L’année ciné 2023 n’a pas atteint l’excellent cru de 2022 de mon humble point de vue. L’expérience en salles a été, en ce qui me concerne, moins riche en qualité et en quantité, ce qui peut peut-être expliquer (en partie) un sentiment moins fort dans ma sélection de films de cette année 2023 et la pôle position pour celui qui (bien qu’imparfait) m’aura mis la plus grosse claque sensorielle. Par ailleurs, la multiplicité de l’offre, liée aux sites de streaming, de plus en plus touffue à défaut d’être réellement variée, donne la sensation paradoxale et difficile à expliquer de réduire la puissance de la découverte. Restent cependant quelques œuvres majeures, excellentes ou juste très notables à détacher.

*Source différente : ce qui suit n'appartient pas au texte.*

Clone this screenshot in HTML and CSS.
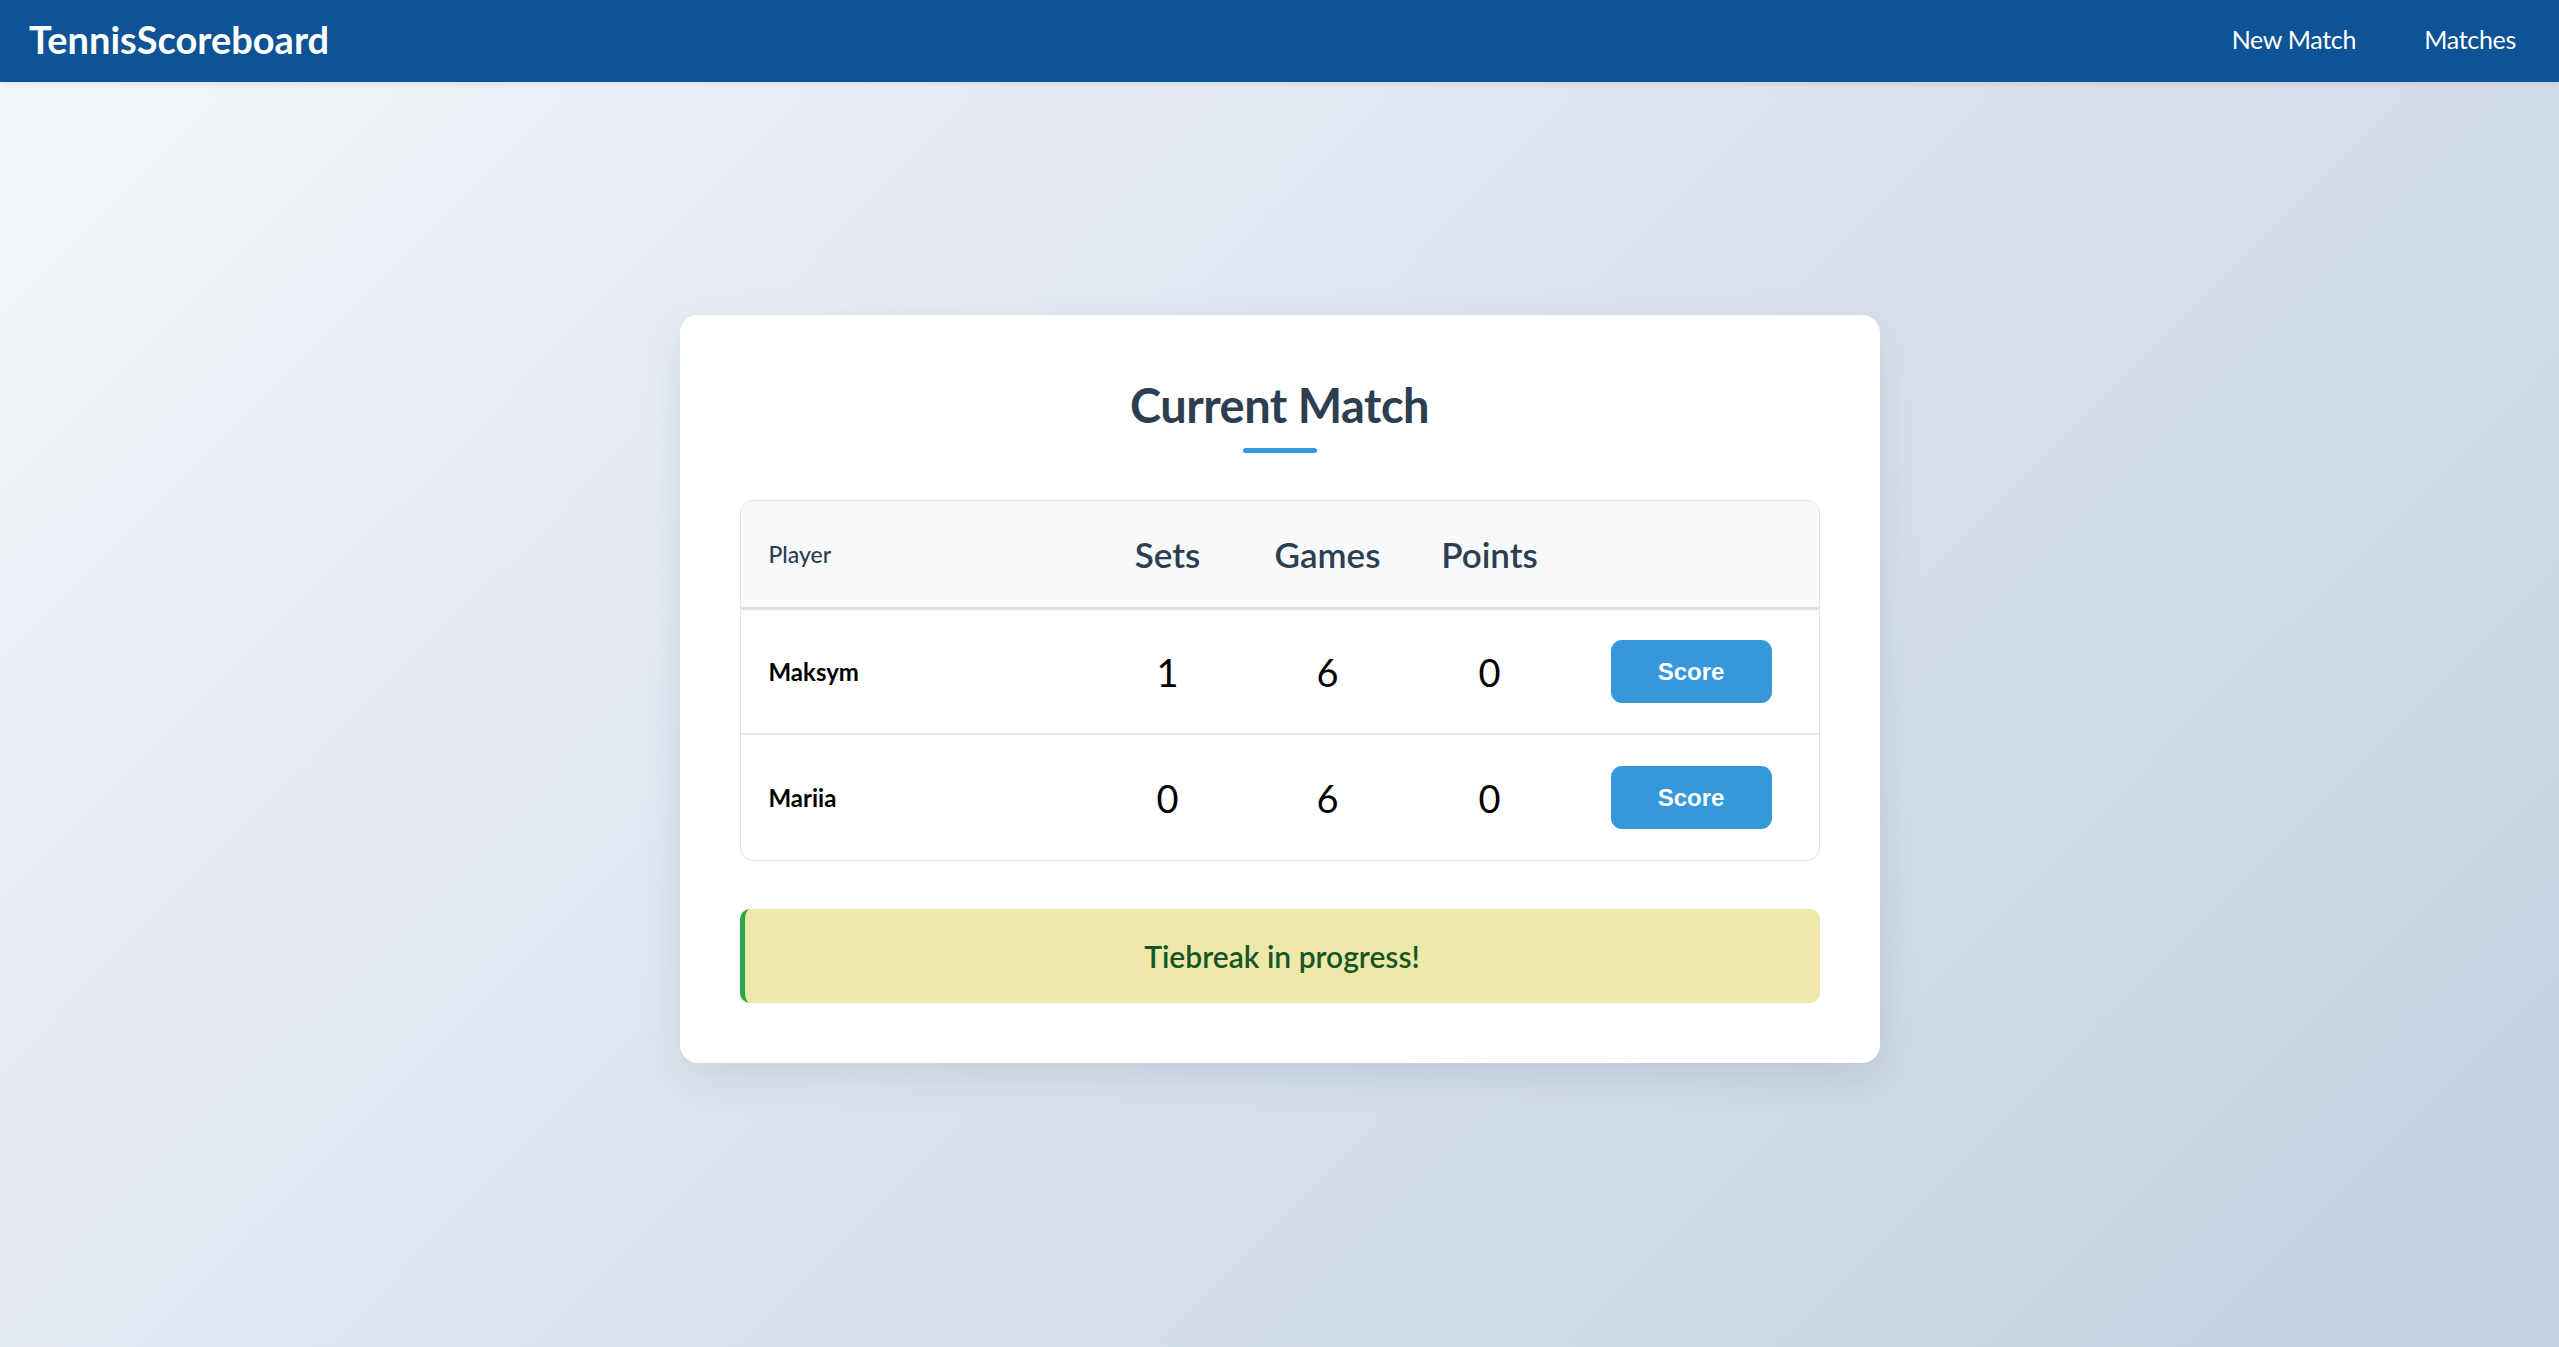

Et des retours rapides sur chacun, puisque nombre d’entre eux n’ont pas été chroniqués (par moi en tout cas) ici…
Top 10 Films
1- OPPENHEIMER de Christopher Nolan
Le blockbuster auteurisant de Christopher Nolan reste l’une des expériences les plus immersives et sensorielles vécues en salles cette année. Sur un rythme effréné, porté par une galerie de comédiens puissamment investis, Oppenheimer est, à mon sens, le meilleur film de son auteur depuis… Batman The Dark Knight. C’est surtout la preuve que le cinéma hautement conceptuel de Nolan est bien plus intéressant et réussi lorsqu’il s’attaque à des sujets préexistants, et non lorsqu’il se rattache à des concepts un peu fumants. Dans le cas présent, la destinée de Robert Oppenheimer était un sujet idéal pour mettre en branle le cinéma nolanien.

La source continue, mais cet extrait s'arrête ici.